His early retirement also allows Montag to pursue independent teaching of poetry and nonfiction prose; he has delivered such sessions in Wisconsin, Iowa, Minnesota, Nebraska, and South Dakota—on keeping a writer's journal, on writing poetry and all varieties of creative nonfiction and memoir. He has twice been a Visiting Writer at Lakeland College, Sheboygan, Wisconsin, teaching Creative Nonfiction one semester and Advanced Composition another. Montag was one of the featured writers at Lakeland's Great Lakes Writers Conference in 2004 and was a Tom McGrath Visiting Writer at University of Minnesota-Moorhead in 2005. He talked about his Vagabond project at Marshall Fest: A Celebration of Rural Writers and Rural Writing held in October, 2005, at the University of Minnesota in Marshall, Minnesota. During the Wisconsin Writers Conferences held at UW-Baraboo/Sauk County in 2004 and 2006 Montag read from his poetry and presented his essay "Lorine's Toolbox: A Working Poet Looks at Niedecker's Poetics" and his study of the books and marginalia in Niedecker's personal library. He will be delivering his "99 Propositions: Writing Poetry Successfully" to the annual convention of the Wisconsin Regional Writers Association in Janesville, Wisconsin in September, 2006.

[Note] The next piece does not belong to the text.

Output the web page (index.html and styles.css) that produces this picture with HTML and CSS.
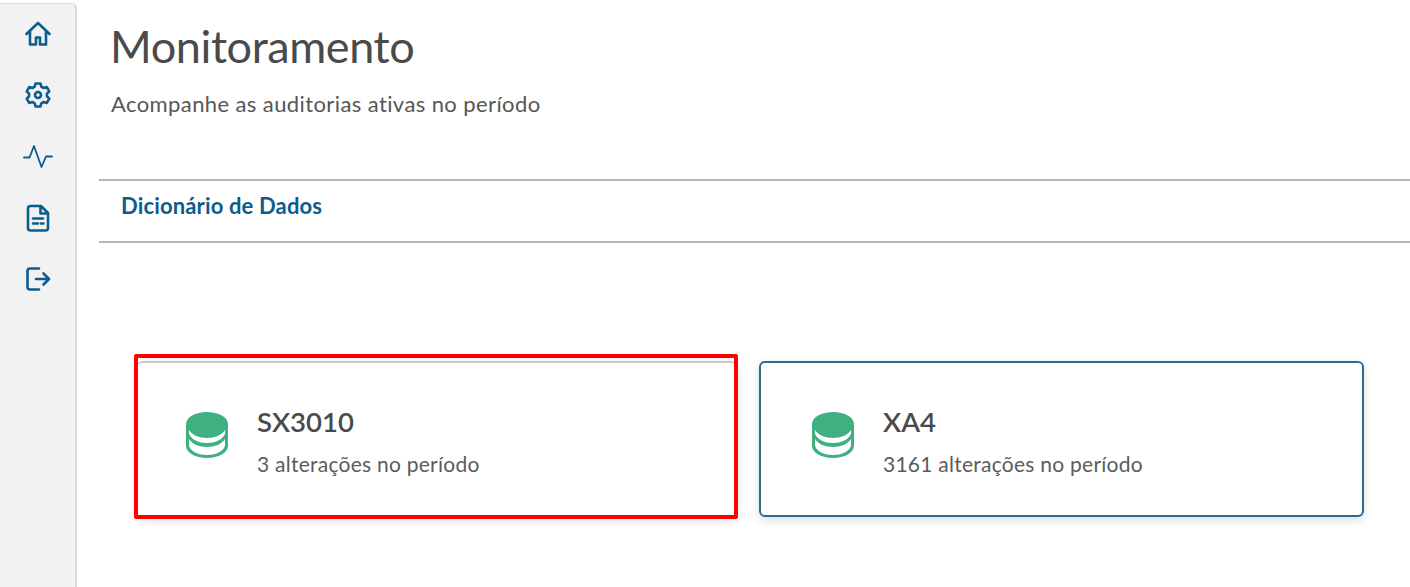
FILE: index.html
```html
<!DOCTYPE html>
<html lang="pt">
<head>
    <meta charset="UTF-8" />
    <title>Monitoramento</title>
    <link rel="stylesheet" href="styles.css">
</head>
<body>
    <div class="layout">
        <nav class="sidebar" aria-label="Menu">
            <svg class="nav-icon" viewBox="0 0 28 28"><path d="M2.500 14 14 3 25.500 14M6 11.500V24.500h6v-7h4v7h6V11.500"/></svg>
            <svg class="nav-icon" viewBox="0 0 28 28"><path d="M11.500 2.500h5l.8 3.200 2.300 1.300 3.200-.9 2.500 4.300-2.400 2.300v2.600l2.400 2.300-2.500 4.300-3.200-.9-2.300 1.300-.8 3.200h-5l-.8-3.200-2.300-1.300-3.200.9-2.500-4.300 2.400-2.300v-2.600l-2.400-2.300 2.500-4.300 3.200.9 2.300-1.300z"/><circle cx="14" cy="14" r="3"/></svg>
            <svg class="nav-icon nav-icon-thin" viewBox="0 0 30 28"><path d="M1 14.500h5.500L11 3l7.500 21 4.500-10.500H29"/></svg>
            <svg class="nav-icon" viewBox="0 0 28 28"><path d="M6.500 2h10.500l7 7v15a2.500 2.500 0 0 1-2.500 2.500h-15A2.500 2.500 0 0 1 4 24V4.500A2.500 2.500 0 0 1 6.500 2zM16.500 2.500V9.500H23.500M9 14.500h10M9 19.500h5M17 19.500h2.500"/></svg>
            <svg class="nav-icon" viewBox="0 0 28 28"><path d="M15 3.500H6A2.500 2.500 0 0 0 3.500 6v16A2.500 2.500 0 0 0 6 24.500h9M12 14h13M19.500 8.500 25 14l-5.500 5.500"/></svg>
        </nav>

        <main class="content">
            <header class="page-header">
                <h1>Monitoramento</h1>
                <p>Acompanhe as auditorias ativas no período</p>
            </header>

            <div class="tabs">
                <a class="tab" href="#">Dicionário de Dados</a>
            </div>

            <div class="cards">
                <div class="card card-marked">
                    <svg class="db-icon" viewBox="0 0 42 46"><path class="db-body" d="M0 12A21 12 0 0 1 42 12V34A21 12 0 0 1 0 34z"/><path class="db-band" d="M3 18C6 23 13 26 21 26S36 23 39 18V22C36 28 29 31 21 31S6 28 3 22zM3 27C6 32 13 35 21 35S36 32 39 27V33C39 38 31 43 21 43S3 38 3 33z"/></svg>
                    <div class="card-text">
                        <h2>SX3010</h2>
                        <p>3 alterações no período</p>
                    </div>
                    <span class="marker"></span>
                </div>
                <div class="card card-active">
                    <svg class="db-icon" viewBox="0 0 42 46"><path class="db-body" d="M0 12A21 12 0 0 1 42 12V34A21 12 0 0 1 0 34z"/><path class="db-band" d="M3 18C6 23 13 26 21 26S36 23 39 18V22C36 28 29 31 21 31S6 28 3 22zM3 27C6 32 13 35 21 35S36 32 39 27V33C39 38 31 43 21 43S3 38 3 33z"/></svg>
                    <div class="card-text">
                        <h2>XA4</h2>
                        <p>3161 alterações no período</p>
                    </div>
                </div>
            </div>
        </main>
    </div>
</body>
</html>
```

FILE: styles.css
```css
* {
    box-sizing: border-box;
}
html, body {
    margin: 0;
    height: 100%;
    overflow: hidden;
}
body {
    font-family: 'Lato', 'Open Sans', sans-serif;
    background-color: #fff;
    color: #4a4a4a;
}
.layout {
    display: flex;
    height: 587px;
}
.sidebar {
    width: 77px;
    margin-top: 3px;
    padding-top: 16px;
    display: flex;
    flex-direction: column;
    align-items: center;
    gap: 33.250px;
    background-color: #f2f2f2;
    border-right: 2px solid #d9d9d9;
    border-top: 1px solid #ddd;
    border-top-right-radius: 5px;
    flex-shrink: 0;
}
.nav-icon {
    width: 28px;
    height: 28px;
    fill: none;
    stroke: #0c5c8e;
    stroke-width: 2.600;
    stroke-linejoin: round;
    stroke-linecap: round;
}
.nav-icon-thin {
    width: 30px;
    stroke-width: 1.800;
}
.content {
    flex: 1;
    padding-left: 22px;
    min-width: 0;
}
.page-header {
    padding: 19px 0 0 12px;
    height: 179px;
}
.page-header h1 {
    margin: 0 0 0 -1px;
    font-size: 45px;
    line-height: 54px;
    font-weight: 400;
    letter-spacing: -0.400px;
    color: #4a4a4a;
}
.page-header p {
    margin: 17px 0 0;
    font-size: 22px;
    line-height: 28px;
    letter-spacing: 0.400px;
    color: #565656;
}
.tabs {
    height: 64px;
    padding: 11px 0 0 22px;
    border-top: 2px solid #b5b5b5;
    border-bottom: 2px solid #b5b5b5;
}
.tab {
    font-size: 22px;
    line-height: 28px;
    font-weight: 700;
    letter-spacing: 0.150px;
    color: #0c5c8e;
    text-decoration: none;
}
.cards {
    display: grid;
    grid-template-columns: 600px 605px;
    gap: 22px;
    margin: 118px 0 0 38px;
}
.card {
    position: relative;
    height: 156px;
    display: flex;
    align-items: center;
    gap: 29px;
    padding: 0 0 0 49px;
    border-radius: 6px;
    background-color: #fff;
    box-shadow: 0 3px 10px rgba(0,0,0,0.14);
}
.card-marked {
    border-top: 2px solid #c9c9c9;
}
.card-active {
    border: 2px solid #2f6a90;
    padding: 2px 0 0 51px;
}
.db-icon {
    width: 42px;
    height: 46px;
    margin-bottom: 10px;
    flex-shrink: 0;
}
.db-body {
    fill: #3fb080;
}
.db-band {
    fill: #fff;
}
.card-text {
    padding-top: 2px;
}
.card-text h2 {
    margin: 0;
    font-size: 27.500px;
    line-height: 34px;
    font-weight: 600;
    color: #4a4a4a;
}
.card-text p {
    margin: 12px 0 0;
    font-size: 21px;
    line-height: 26px;
    letter-spacing: 0.250px;
    color: #5c5c5c;
}
/* caixa vermelha por cima do card */
.marker {
    position: absolute;
    top: -9px;
    left: -3px;
    right: -1px;
    bottom: -2px;
    border: 4px solid #f00;
    border-radius: 2px;
}
```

Montag is currently preparing two collections of his essays for publication, The Idea of the Local and Personal Papers. He is co-authoring a memoir of a boyhood spent in Milwaukee's Old Third Ward during the Depression, to be called Peter's Story. He continues working at his "Plain Poems," and he remains involved with Fairwater's Historical Society, handling publicity and collecting oral histories from current and former village residents.

Montag lives with Mary, his wife of more than thirty years, in a big cinnamon-colored house in Fairwater; the couple has two grown daughters, Jenifer and Jessica.


We scuba-dive for a week each January in Cozumel. We canoe for a week each August in Quetico. I collect "end-of-the-road" experiences at every opportunity. I eat.